I bought a ‘Vintage Dry’ kit expansion pack for my Addictive Drums virtual instrument plugin and the sounds reminded me so much of the kit sounds and those slow drum fills of the mid 60s that I wrote this Beatles/Traffic psychedelia pastiche.  I wanted to evoke that warm English summer of 1967 when I was a budding 19 year old guitarist and the air was filled with not only the heady scent of flowers but also the imagery of Lewis Carroll, paradoxes, playing cards, mysticism, hidden meanings, mazes, kaleidoscopes, altered states and all things mystical and esoteric.

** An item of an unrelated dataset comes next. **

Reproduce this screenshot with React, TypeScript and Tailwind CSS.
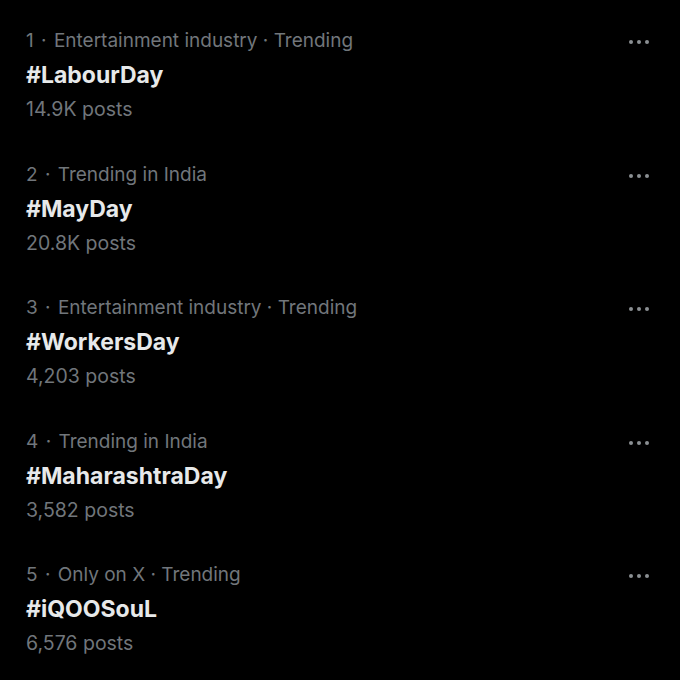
const trends = [
  { rank: 1, context: 'Entertainment industry · Trending', tag: '#LabourDay', posts: '14.9K posts' },
  { rank: 2, context: 'Trending in India', tag: '#MayDay', posts: '20.8K posts' },
  { rank: 3, context: 'Entertainment industry · Trending', tag: '#WorkersDay', posts: '4,203 posts' },
  { rank: 4, context: 'Trending in India', tag: '#MaharashtraDay', posts: '3,582 posts' },
  { rank: 5, context: 'Only on X · Trending', tag: '#iQOOSouL', posts: '6,576 posts' },
];

function MoreDots() {
  return (
    <div className="flex items-center gap-[4px] pt-[2px]">
      <span className="h-[4px] w-[4px] rounded-full bg-[#8b8f93]" />
      <span className="h-[4px] w-[4px] rounded-full bg-[#8b8f93]" />
      <span className="h-[4px] w-[4px] rounded-full bg-[#8b8f93]" />
    </div>
  );
}

export default function App() {
  return (
    <div
      className="h-[680px] w-[680px] overflow-hidden bg-black pt-[24px] pl-[26px] pr-[31px]"
      style={{ fontFamily: 'Inter, "Liberation Sans", sans-serif' }}
    >
      <div className="flex flex-col gap-[31.5px]">
        {trends.map(t => (
          <div key={t.rank} className="flex justify-between">
            <div className="flex flex-col leading-[34px]">
              <div className="text-[19px] text-[#71767b]">
                {t.rank} <span className="mx-[2px]">·</span> {t.context}
              </div>
              <div className="text-[23px] font-bold text-[#e7e9ea]">{t.tag}</div>
              <div className="text-[19.5px] text-[#71767b]">{t.posts}</div>
            </div>
            <div className="h-[34px] flex items-center">
              <MoreDots />
            </div>
          </div>
        ))}
      </div>
    </div>
  );
}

I used PG Music’s Band In A Box to give me piano, strings, bass and rhythm guitar parts over my deliberately odd chord progression, and a flutes patch on my Roland Fantom X6 made for a nice Mellotron impersonation using the same piano part.

Technical notes:

I used Cakewalk’s Sonar Producer X2a to record, arrange and mix the project.  I recorded my guitar parts with my old Epiphone Flying V.  I made the backwards solo using a lot of trial and error!  In order to go with the languid chord progression I had to try and predict what needed to be played forwards so it sounded correct when reversed!

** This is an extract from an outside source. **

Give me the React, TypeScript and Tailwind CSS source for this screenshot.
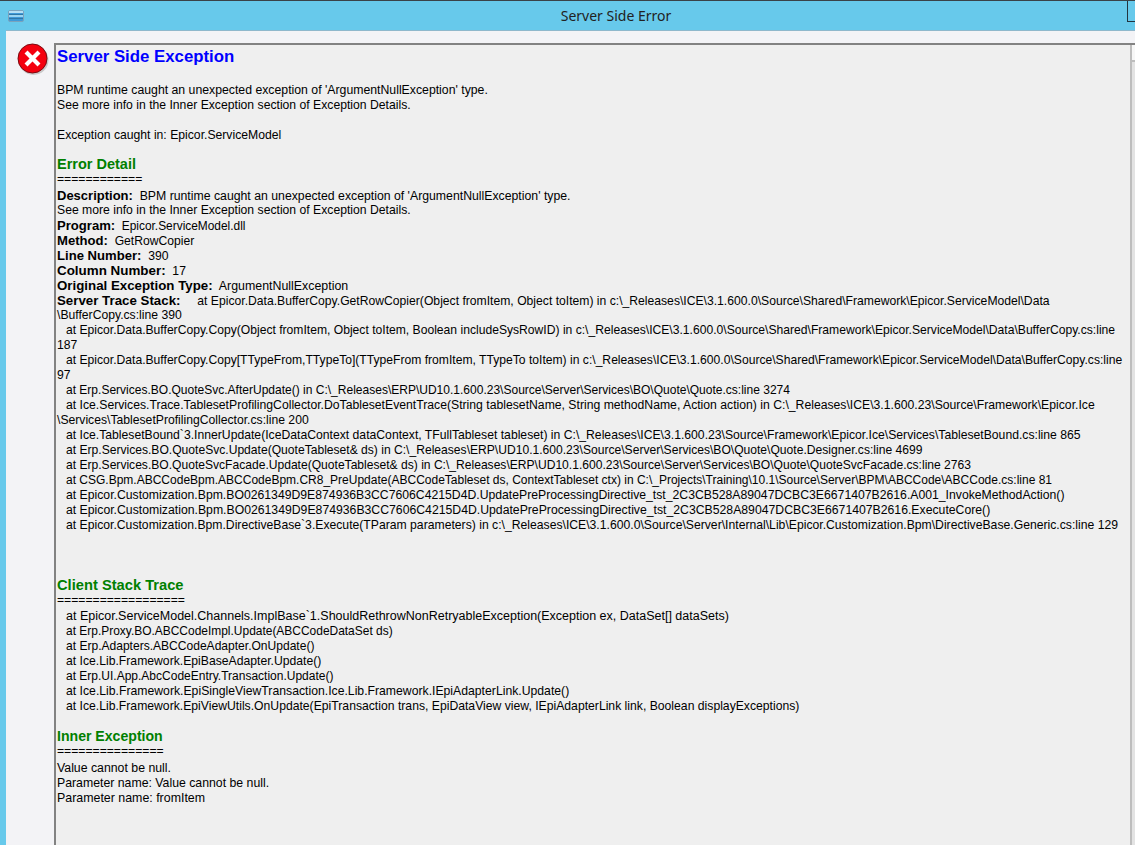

For the vocals I used my usual old RodeNT2 mic, treated with some Fabfilter Pro-Q EQ, an EZMIX2 ‘70s Rock’ vocals preset and some hall reverb.  I sang the vocal twice, panning the main one 30% right and the supporting one 60% left with some phasing effect added to it.  The final mix was mastered using T-RackS CS Grand software with limiting provided by FabFilter’s Pro-L limiter.

I made the video using Serif’s MoviePlus X6.  Some of the footage is my own from a visit to Packwood House, a National Trust Property near Knowle, West Midlands with the rest gathered from free HD clips found on the internet.